The boss of the Confederation of British Industry (CBI) has suggested the chancellor should tear up Labour’s manifesto pledge not to raise taxes on working people, as businesses brace themselves ahead of the Autumn Budget.
Rachel Reeves is widely expected to introduce a fresh package of tax hikes in her 26 November Budget, in order to offset deteriorating economic forecasts.
However, the Chancellor’s hands are tied by Labour’s promise not to increase income tax, national insurance, and VAT, which are the three main revenue raisers for the Treasury.
In a shocking move, the CBI’s chief executive, Rain Newton-Smith, has said “the time for tinkering is over” in the discussion of how to raise additional revenue.
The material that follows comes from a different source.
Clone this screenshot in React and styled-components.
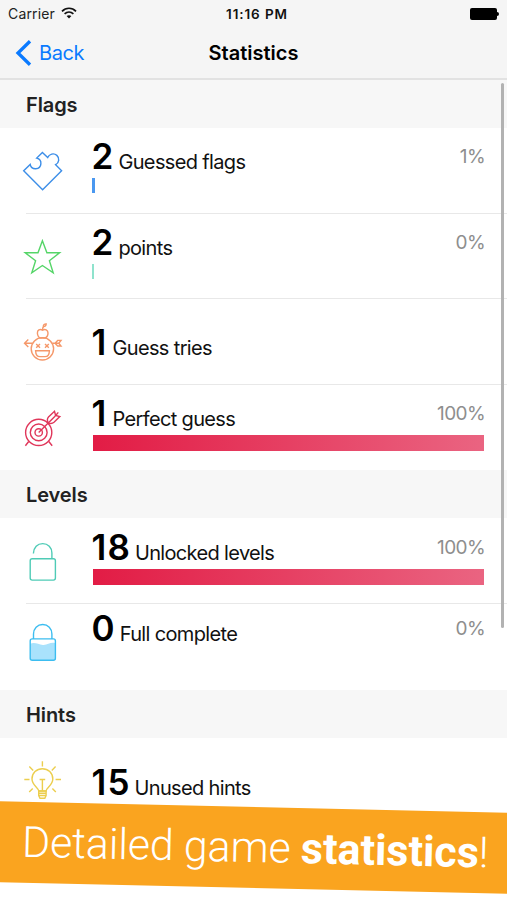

Writing in the Guardian, Newton-Smith warned the chancellor against “slavish adherence” to tax promises made in the run up to the 2024 general election, as the government faces increasingly pressing economic problems.
She wrote: “The fact is is that geopolitical and global markets have shifted.”
“The world is different from when Labour drafted its manifesto, and when the facts change so should the solutions. The chancellor cannot raid corporate coffers again, so she must look elsewhere.”
Reform business rates
Newton-Smith also called for the reform of business rates, VAT thresholds for small firms and stamp duty.
Reeves used her maiden budget last year to announce a £40bn package of tax increases, including a widely criticised £25bn increase in national insurance contributions.
The decision has been widely blamed for helping fuel inflation, and the chancellor subsequently promised not to return with further tax hikes.
However, the independent Office for Budget Responsibility (OBR) is widely expected to downgrade its growth forecasts following a review of its optimistic-looking productivity expectations.
The shift could leave the Treasury searching for £20bn in revenue in five years’ time to put Reeves on course to meet her fiscal rules.
Manifesto constraints
Reeves had repeatedly emphasised her intention to stick to the pledges in recent weeks as speculation about potential tax rises continues to grow.
Ruth Curtice, chief executive of the Resolution Foundation, agreed that locating £20bn within the constraints of the manifesto would be problematic.
She said to the Guardian: “Raising that amount without touching taxes that account for three-quarters of the UK’s tax base risks…loading excessive pain on to small groups and harming economic growth.”
A Treasury spokesperson said: “We are protecting payslips for working people by keeping our promise to not raise the basic, higher or additional rates of income tax, employee national insurance, or VAT.”